Hepatitis Week: Time to Look After Your Liver – NSW Hepatitis Awareness Week – July 21-28Northern Rivers residents living with hepatitis C are being urged to consider their treatment options for an illness that can cause cirrhosis, liver failure, and liver cancer. In addition, many people may not know they are infected with hepatitis C virus because symptoms rarely occur at the time of contracting the disease.
These are the key messages for NSW Hepatitis Awareness Week, with the latest estimates showing more than 226,000 people in Australia are living with chronic hepatitis C and 170,000 people with chronic hepatitis B.
“Northern NSW has the third highest notification rate of hepatitis C in NSW,” said Jenny Heslop, Manager of HIV & Related Programs (HARP).
“New and effective treatments are available across many centres on the North Coast, but treatment uptake rates are very low. Hepatitis C can be treated, and in many cases cured, allowing people to live healthy, virus free lives.
“Public health strategies such as blood donor screening, Hep B vaccinations, Health Promotion programs and the well utilised Needle Syringe Program have contributed to significantly minimising the rates of transmission.
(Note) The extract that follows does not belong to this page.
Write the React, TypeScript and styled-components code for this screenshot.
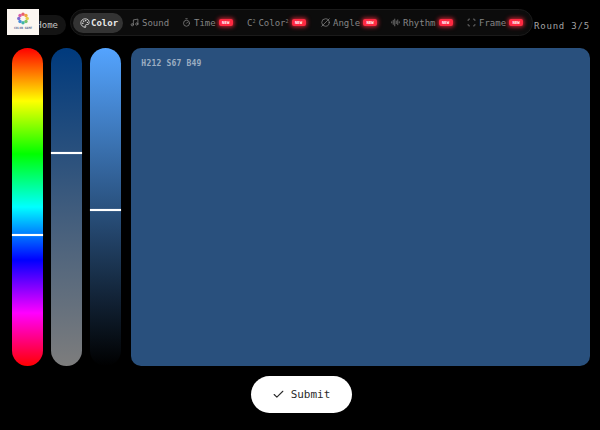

But we still have a long way to go to get on top of this issue”, Ms Heslop added.
“We urge all people who inject drugs to get tested at least annually and to access the free and confidential services provided by the Needle and Syringe Program to reduce the risk of transmission of Hepatitis B, C and other blood borne viruses such as HIV.
“During Hepatitis Week awareness raising and Health Promotion activities are taking place around NSW to help minimise the stigma and discrimination that prevents people from accessing information and treatment services.
“We thank Hepatitis NSW for their ongoing support to our local communities, particularly the annual Community Grants Program.”
The ongoing impacts of chronic hepatitis C are serious, with about 20 per cent of patients developing cirrhosis within 10 to 20 years of the onset of infection. Liver failure from chronic Hepatitis C is one of the most common reasons for liver transplants.
“A cure is now possible for the overwhelming majority of people with hepatitis C,” said Mr Stuart Loveday, CEO, Hepatitis NSW, who will officially open the new Lismore Liver Clinic this week.
“With the listing of new treatments on the PBS in April, almost all people in Australia living with hepatitis C have cure rates of around 75 per cent to 80 per cent.
“Now is the right time for people who may have been living with hepatitis C for years, or even decades, to visit their doctor to get a referral to have their liver health assessed. This will help them decide whether they should go onto treatment sooner rather than later.
“Hepatitis NSW encourages people from across the Northern NSW LHD to access the services that are available at the new Lismore Liver Clinic to help treat hepatitis C and B.”
A Patient’s Story
Digby Hildreth is a local journalist and self-described former injecting drug user:
“I thought I was the one that got away, when all my using companions from the 70s became ill with hepatitis C. It was only when two of them died from liver failure that I decided to get tested. Sure enough, I had the virus – and had it for more than 30 years.
“Mine is a particularly difficult form to treat and I was unable to clear the virus after two treatment programs. Now it has followed a not-uncommon course and developed into liver cancer.
I regret not having a check-up earlier. I may have been able to halt the disease’s progress.”
Commented Jenny Heslop, “Unfortunately Digby’s story is only one of many we hear and see at the Liver clinic…if only Harm Reduction Services such as Needle & Syringe Programs were available in the 70s, or that Digby didn’t wait until he had developed symptoms to get tested the results may have been very different today.”